There weren’t three kings at the stable when Jesus was born.
The stereotype of the Christmas story that gets promulgated at this time of year, verses the actual facts of the Nativity, is a subject that has kept cropping up over the last couple of weeks, and so I just want to point out that the kings were actually wise men, and while we know there were three different gifts, we don’t know if this meant there were just three visitors. Also, they didn’t come to the stable; they turned up a lot later – possibly up to two years later – by which time Mary, Joseph and Jesus had found themselves a house to stay in.
Chances are Jesus wasn’t born in December either, but then it’s fairly well known that December 25th was a co-opted solstice festival.
Other than sermons, the thing that has made me think about this subject has been the BBC’s adaptation of the Christmas story, The Nativity (broadcast Monday to Thursday this week). It’s a fairly straight-forward (but nicely done) retelling, with the soap opera elements brought slightly more to the forefront than is usual. One of the lines that hit home was a sceptical Joseph, having been told that Mary is pregnant whilst still being a virgin, asking her if she’d been raped. It’s a fairly brutal line, but it felt realistic – of course they’d be having that sort of conversation, and things like that brought home the reality of the situation as opposed to the Christmas card image we tend to have in our heads.
(Of course, I know some people are right now questioning the reality of any of the story, but this is a Christian blog and it’s Christmas, and I’m taking the biblical accounts at face value. In your face, Richard Dawkins!)
I think this is also why Fairytale of New York is my favourite Christmas song – it’s not all sleigh bells and cheese, it’s somewhat grim in places, but it’s about hope and redemption when you’re down and out and that seems pretty appropriate in a season inspired by the faith of a bunch of outsiders (a teenage girl, marginalised shepherds, astrologers) under trying circumstances (teenage pregnancy, no room at the inn, public disgrace, and let’s not forget that the whole story ends with a massacre and the Holy Family becoming refugees in Egypt).
But even as I type this, I’m aware that this approach is limited. Because while it’s good to remember the everydayness of the story, and the harsh realities that lay behind all the elements we take for granted, I’m also aware that so many people I’ve spoken to have said that this year it just doesn’t feel like Christmas, and I’ve got to admit, I feel the same way. I’ve been to carol services and Christmas parties, I’ve wrapped presents, I’ve got a Christmas tree, I’ve read behind-the-scenes reports from the Doctor Who Christmas Special, I’ve checked out Norad tracking Santa (he’s currently in Athens), but I just don’t feel particularly Christmassy. This isn’t because I’m in a strop, or I’m having a theological crisis, or I’m having a ‘Bah, Humbug’ moment, I’m just not feeling the vibes this year. In the words of the carol, it feels like winter but not Christmas, and I’m not down with this.

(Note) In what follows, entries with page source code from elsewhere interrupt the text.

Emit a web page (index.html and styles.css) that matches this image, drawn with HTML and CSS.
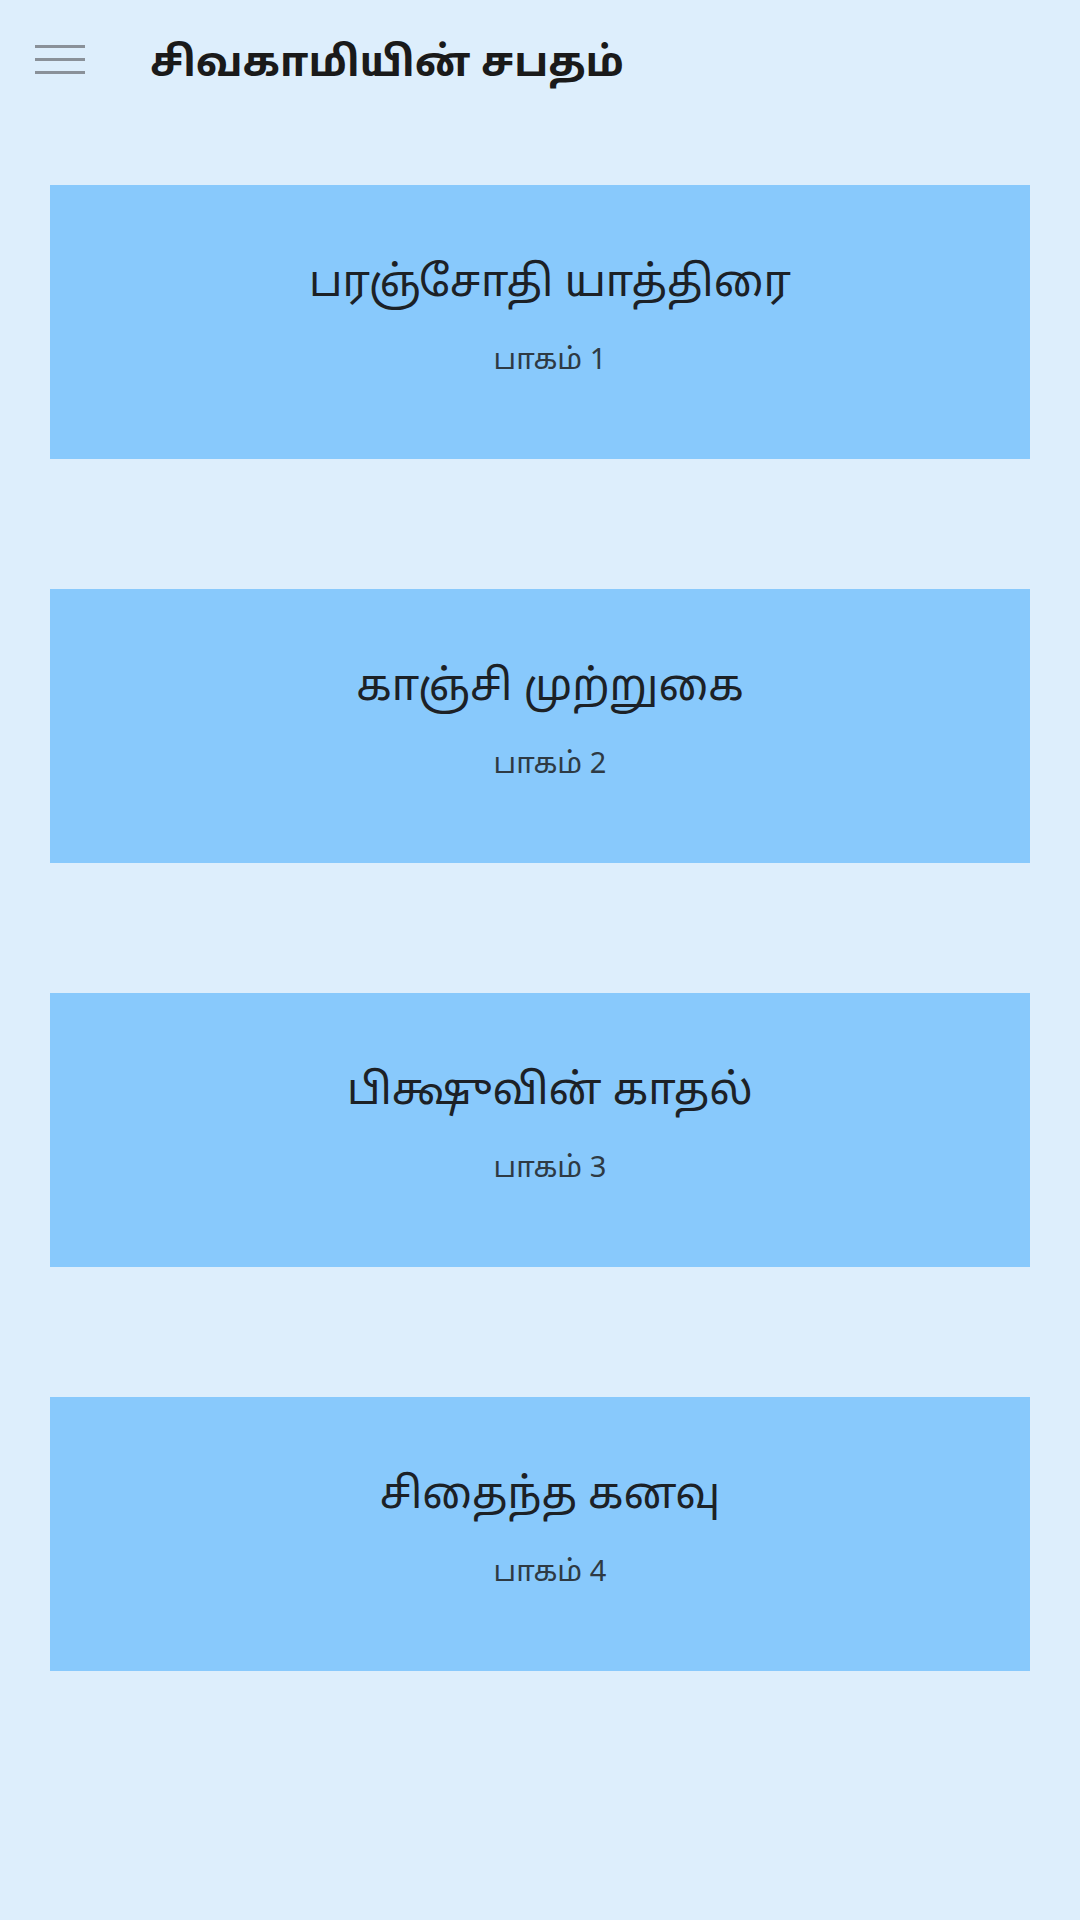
FILE: index.html
```html
<!DOCTYPE html>
<html lang="ta">
<head>
<meta charset="utf-8">
<title>சிவகாமியின் சபதம்</title>
<link rel="stylesheet" href="styles.css">
</head>
<body>
<header class="topbar">
  <div class="menu" aria-label="menu">
    <span class="bar"></span>
    <span class="bar"></span>
    <span class="bar"></span>
  </div>
  <h1 class="app-title">சிவகாமியின் சபதம்</h1>
</header>
<main class="list">
  <section class="card">
    <h2 class="card-title">பரஞ்சோதி யாத்திரை</h2>
    <p class="card-sub">பாகம் 1</p>
  </section>
  <section class="card">
    <h2 class="card-title">காஞ்சி முற்றுகை</h2>
    <p class="card-sub">பாகம் 2</p>
  </section>
  <section class="card">
    <h2 class="card-title">பிக்ஷுவின் காதல்</h2>
    <p class="card-sub">பாகம் 3</p>
  </section>
  <section class="card">
    <h2 class="card-title">சிதைந்த கனவு</h2>
    <p class="card-sub">பாகம் 4</p>
  </section>
</main>
</body>
</html>
```

FILE: styles.css
```css
* { box-sizing: border-box; }
html, body {
  margin: 0;
  padding: 0;
}
body {
  width: 1080px;
  min-height: 1920px;
  background: #ddeefc;
  font-family: "Noto Sans Tamil", "Noto Sans", "DejaVu Sans", sans-serif;
  color: #1e1e1e;
}
.topbar {
  display: flex;
  align-items: center;
  height: 120px;
  padding: 0 0 0 35px;
}
.menu {
  display: flex;
  flex-direction: column;
  gap: 10px;
  width: 50px;
  margin-top: -1px;
}
.bar {
  display: block;
  height: 3px;
  background: #8a9199;
}
.app-title {
  margin: 10px 0 0 65px;
  font-size: 41px;
  font-weight: 700;
  line-height: 1;
  color: #1a1a1a;
}
.list {
  display: flex;
  flex-direction: column;
  gap: 130px;
  padding: 65px 50px 0;
}
.card {
  height: 274px;
  background: #88c9fc;
  display: flex;
  flex-direction: column;
  align-items: center;
  padding: 75px 0 0 20px;
}
.card-title {
  margin: 0;
  font-size: 43px;
  font-weight: 400;
  line-height: 1.2;
  color: #1c2126;
}
.card-sub {
  margin: 33px 0 0;
  font-size: 29px;
  line-height: 1.2;
  color: #2e3a44;
}
```
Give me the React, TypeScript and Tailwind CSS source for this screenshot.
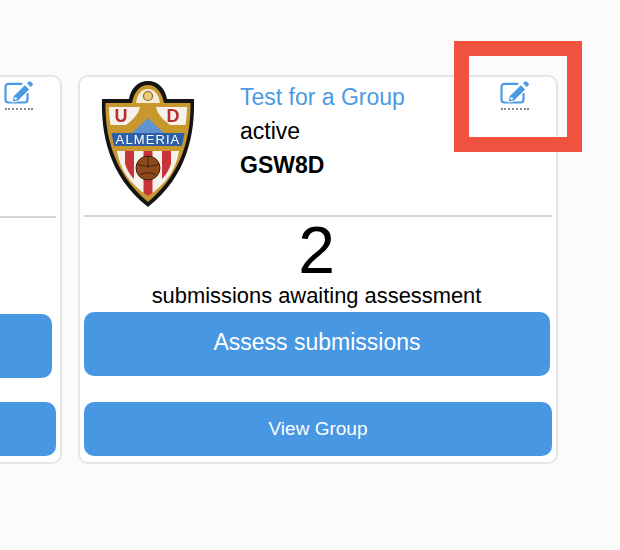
import React from 'react';

const EditIcon: React.FC = () => (
  <div className="flex w-[29px] flex-col items-center">
    <svg width="29" height="23" viewBox="0 0 29 23" fill="none">
      <path d="M17.500 2.800H4.500a3 3 0 0 0-3 3v12.700a3 3 0 0 0 3 3h16a3 3 0 0 0 3-3v-5.500" stroke="#4a9ae6" strokeWidth="2.200" strokeLinecap="round" />
      <path d="M20.800 3.800 25.500 8.500 14 20l-6 1.200 1.200-6z" fill="#4a9ae6" stroke="#fff" strokeWidth="1" />
      <path d="M23 2.300 24.800.600a1.200 1.200 0 0 1 1.700 0l2 2a1.200 1.200 0 0 1 0 1.700L26.800 6z" fill="#4a9ae6" />
      <circle cx="11.500" cy="17.500" r="1.300" fill="#fff" />
    </svg>
    <div className="mt-[4px] w-[28px] border-t-2 border-dotted border-[#8a8a8a]" />
  </div>
);

const Crest: React.FC = () => (
  <svg width="96" height="128" viewBox="0 0 96 128" style={{ filter: 'blur(0.6px)' }}>
    <path d="M48 1C38 1 31 8 29 19H2C1 52 8 96 48 127C88 96 95 52 94 19H67C65 8 58 1 48 1Z" fill="#141414" />
    <path d="M48 5C40 5 34 12 32 23H5.500C5 52 12 92 48 122C84 92 91 52 90.500 23H64C62 12 56 5 48 5Z" fill="#c8982f" />
    <path d="M48 9c-6 0-10.500 4-12 14h24C58.500 13 54 9 48 9z" fill="#f3ecd6" />
    <circle cx="48" cy="16" r="4.500" fill="#e9cb7c" stroke="#8a6420" strokeWidth="1.200" />
    <path d="M9 27h31c-1 6-6 12-14 18H10.500C9.500 39 9 33 9 27Z" fill="#f6f1ea" />
    <path d="M56 27h31c0 6-.5 12-1.500 18H70c-8-6-13-12-14-18Z" fill="#f6f1ea" />
    <path d="M48 38 64 53H32Z" fill="#5f93cf" />
    <text x="21" y="42" textAnchor="middle" fontFamily="Liberation Sans, sans-serif" fontWeight="700" fontSize="18" fill="#b5302c">U</text>
    <text x="73" y="42" textAnchor="middle" fontFamily="Liberation Sans, sans-serif" fontWeight="700" fontSize="18" fill="#b5302c">D</text>
    <path d="M11.500 53h73l-2.500 13H14Z" fill="#2c5fa6" />
    <text x="48" y="64" textAnchor="middle" fontFamily="Liberation Sans, sans-serif" fontWeight="400" fontSize="13" letterSpacing="1.100" fill="#fff">ALMERIA</text>
    <path d="M17 71h62C76 90 66 104 48 116C30 104 20 90 17 71Z" fill="#f5f2ea" />
    <path d="M25 71h9v28q-6-6-9-15ZM43.500 71h9v42l-4.500 3-4.500-3ZM62 71h9v13q-3 9-9 15Z" fill="#c9343a" />
    <circle cx="48" cy="88" r="12" fill="#8f4a1c" stroke="#3c2010" />
    <path d="M37 84c7 3 15 3 22 0M48 76v12M40 95c5-3 11-3 16 0" stroke="#3c2010" strokeWidth="1" fill="none" />
  </svg>
);

const GroupCard: React.FC<{ clipped?: boolean }> = ({ clipped }) => (
  <div className={`flex h-[389px] w-[480px] shrink-0 flex-col rounded-[10px] border-2 border-[#e3e6e8] bg-white px-[4px] ${clipped ? '-ml-[418px] mr-[16px] pt-[1px]' : ''}`}>
    <div className="flex h-[140px] shrink-0 border-b-2 border-[#d6d6d6]">
      <div className="w-[156px] shrink-0 pl-[16px] pt-[3px]">
        <Crest />
      </div>
      <div className="flex-1 pt-[3px] text-[23px] leading-[34px] text-black">
        <div className="text-[#4a9ae6]">Test for a Group</div>
        <div>active</div>
        <div className="font-bold">GSW8D</div>
      </div>
      <div className={`w-[57px] shrink-0 pl-[5px] ${clipped ? 'pt-[3px]' : 'pt-[4px]'}`}>
        <EditIcon />
      </div>
    </div>
    <div className="flex flex-col items-center pr-[3px] text-black">
      <div className="text-[66px] leading-[66px]">2</div>
      <div className="pt-[1px] text-[21.900px] leading-[24px]">submissions awaiting assessment</div>
    </div>
    <button className={`h-[64px] rounded-[10px] bg-[#4797e3] pb-[4px] text-[23px] text-white ${clipped ? 'mr-[4px] mt-[5px]' : 'mr-[2px] mt-[4px]'}`}>
      Assess submissions
    </button>
    <button className={`h-[54px] rounded-[10px] bg-[#4797e3] text-[19px] text-white ${clipped ? 'mt-[24px]' : 'mt-[26px]'}`}>View Group</button>
  </div>
);

const App: React.FC = () => (
  <div className="relative h-[550px] w-[620px] overflow-hidden bg-[#fbfbfb] font-['Liberation_Sans',Arial,sans-serif]">
    <div className="flex items-start pt-[75px]">
      <GroupCard clipped />
      <GroupCard />
    </div>
    {/* red highlight around the edit icon */}
    <div className="absolute left-[454px] top-[41px] h-[111px] w-[128px] border-[15px] border-[#f15240]" />
  </div>
);

export default App;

So maybe, when reflecting on the realities of the Christmas story, there’s also a need to focus on its mythic traits (and something can be both true and mythic – I guess Dunkirk is an example – while the quote by CS Lewis I normally pull out when this discussion crrops up is the second one on this page). Because the whole point of noting that there was the possibility that Mary could have been stoned to death, or that the shepherds were a despised underclass, is that into the midst of all this sociology and politics, God incarnates into a human being, the divine steps into the muck and the confusion of everyday existance. A title given to Jesus at this time of year is Immanuel, God with us, the incarnation, and that’s not an everyday thing, that’s something about which mountains of theology has been written. Sure, Christmas has accumulated a lot of baggage, but at its heart is a concept that can’t be discarded without the whole thing falling apart. It’s easy to forget, or overlook, how the mundane rubs shoulders with the miraculous at this time of year, and that’s something that bears remembering. Maybe it’s why my second favourite Christmas song is It’s Cliched to be Cynical at Christmas.
So, with two hours to go, and with Santa in Botswana, maybe there’s still time to make the leap from the mundane to the transcendent. And to realise that, despite the snow and the resultant scary crunching of my ABS brakes, winter hasn’t won; the days are getting slowly lighter and Christmas has triumphed again; the baby is born and the Word becomes Flesh, and so let the bells ring and the cheesy pop songs play.